Mark Zuckerberg wants you to know that he’s very sorry. He articulated on several occasions that he feels the weight of his mistakes, mischaracterizations and gross misjudgments on everything…user data, fake news, election tampering, polarization, data scraping, and user trust. He also wants you to know that he’s learning from his mistakes and his priority is fixing these problems while regaining trust moving forward. He sees this as a multi-year strategy of which Facebook is already one year underway.
Facebook now believes that up to 87 million users, not 50, mostly in the US, may have been affected by Kogan’s personality quiz app. Facebook does not know the extent of which user data was sold to or used by Cambridge Analytica. This was not a data breach according to the company. People willingly took Kogan’s quiz.

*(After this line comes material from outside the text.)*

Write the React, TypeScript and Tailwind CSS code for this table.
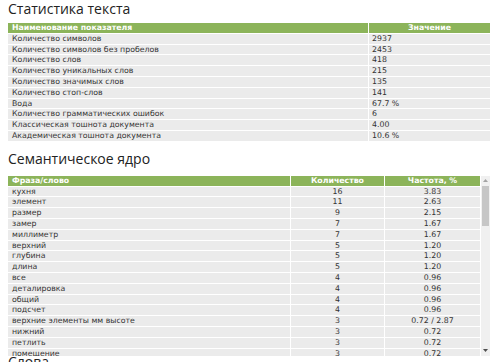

Facebook has also potentially exposed millions of user profiles to data scraping due to existing API standards on other fronts over the years. The extent of this scraping and how data was used by third parties is unknown. Facebook has turned off access. Even still, it is unacceptable that it wasn’t taken seriously before. Facebook must own its part in exposing data to bad actors who scraped information for nefarious purposes.
Mark believes that Facebook hasn’t done a good enough job explaining user privacy, how the company makes money and how it does and doesn’t use user content/data. This is changing.
Mark, and the board/shareholders, believe, he’s still the right person for the job. Two reporters asked directly whether he’d step down by force or choice. His answer was an emphatic, “no.” His rationale is that this is his ship and he is the one who’s going to fix everything. He stated on several occasions that he wants to do the right thing. While I applaud his “awakening,” he has made some huge missteps as a leader that need more than promises to rectify. I still believe that Facebook would benefit from seasoned, strategic leadership to establish/renew a social contract with users, Facebook and its partners. The company is after all, fighting wars on multiple fronts. And the company has demonstrated a pattern of either negligence or ignorance in the past and then apologizing afterward. One can assume that this pattern will only continue.
There’s still a fair amount naïveté in play here when it comes to user trust, data and weaponizing information against Facebook users. Even though the company is aiming to right its wrongs, there’s more that lies ahead that the company and its key players cannot see yet. There’s a history of missing significant events here. And, Mark has a history of downplaying these events, acting too late and apologizing after the fact. “I didn’t know” is not a suitable response. Even though the company is making important strides, there’s nothing to make me believe that sophisticated data thieves, information terrorists and shape-shifting scammers aren’t already a step or two ahead of the Facebook team. Remember, following the 2016 election, Mark said it was “crazy” that fake news could somehow sway an election. He’s since recanted that reaction, but it was still his initial response and belief.
Facebook is already taking action against economic actors, government interference and lack of truthfulness and promises to do more. Its since removed thousands of Russian IRA accounts. Russia has responded that Facebook’s moves are considered “censorship.”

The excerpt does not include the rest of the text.